Today was a first — my first piano lesson in over five decades! You see, in the upcoming Early Music Hawaii concert (only two days away!) I’m having to play the piano for the accompaniment to three pieces on the program. They include In vidi in terra by Franz Liszt, Nigra sum by Pablo Casals and Who is Silvia? by George Shearing.
Now you’re probably wondering, this is an Early Music concert? with those composers?
Well, yes — and it’s called “Bridging the Centuries 2,” meaning that it’s a sequel to the first Bridging the Centuries concert which was performed on November 14, 2014. In that concert, the same texts were set to music by both Renaissance and contemporary composers — a contrast of sacred texts. In Saturday’s concert, it will be secular texts which will be heard in old and new settings.
In the case of the Liszt, Casals and Shearing, the same texts will be heard in works by Baldassare Donato (1529-1603), Claudio Monteverdi (1567-1643) and our favorite composer, Anonymous (16th c.)
Believe it or not, the whole “Bridging” concept was the brainchild of you-know-who, as described in the program notes:
During the 2014-2015 concert season, the EMH Chamber Singers presented “Bridging the Centuries,” contrasting 16th century sacred motets with modern settings of the same texts. The program, designed by the late Carl Crosier, was performed in his memory in Honolulu and Kealakekua. Appreciative audiences inspired us to reprise the theme with secular music this season. Happily, it coincides with the 4th centenary of William Shakespeare’s death in April 1616, and the songs from the Bard’s plays, then and now, feature exclusively in the second half of the program. But there are many other love songs from 16th century Europe based on great poetry which we wished to share at the same time; they occupy the first half of this program.
In getting ready for the program, I asked my good friend and piano teacher, Mark Russell, to give me a lesson this morning. He had some excellent suggestions for me, like emphasizing the bass notes (which are SO FAR AWAY compared to organ playing!) in the arpeggiated sections, taking a little time in the melodic phrases to make them expressive, and not playing any two notes the same way. He also helped me with my pedaling technique and the use of the “soft pedal.”

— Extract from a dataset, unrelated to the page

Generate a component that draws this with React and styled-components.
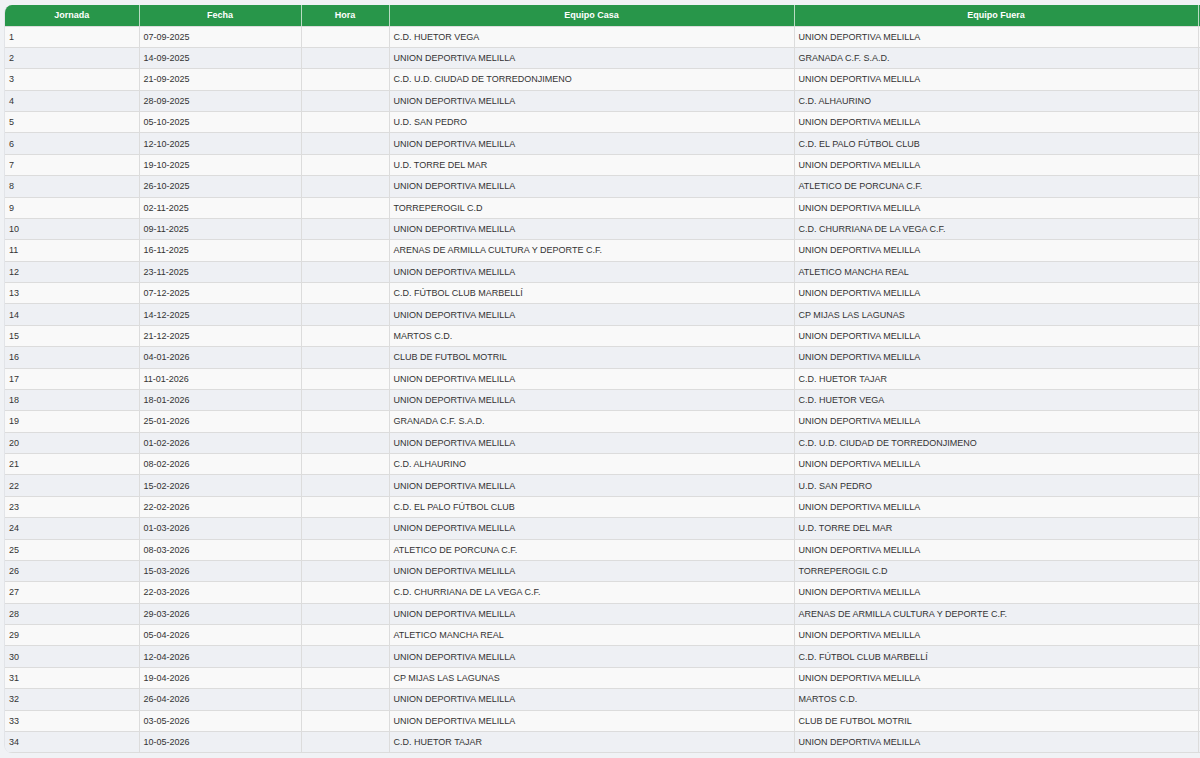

The Honolulu program is Saturday, April 2nd at 7:30 at the Lutheran Church of Honolulu. It will be repeated on Saturday, April 9th at 5:00 pm at the Lutheran Church of the Holy Trinity in Kona. [NOTE: This is a venue change from previous announcement!]
Other composers include Luca Marenzio, Jacob Clemens non Papa, William Cornysh, Thomas Morley and Robert Johnson contrasting with Morten Lauridsen, William Billings, Ralph Vaughan Williams and Matt Harris. Tickets will be sold at the door, or can be reserved in advance at www.earlymusichawaii.com.
Thank you, Mark! Wish me luck!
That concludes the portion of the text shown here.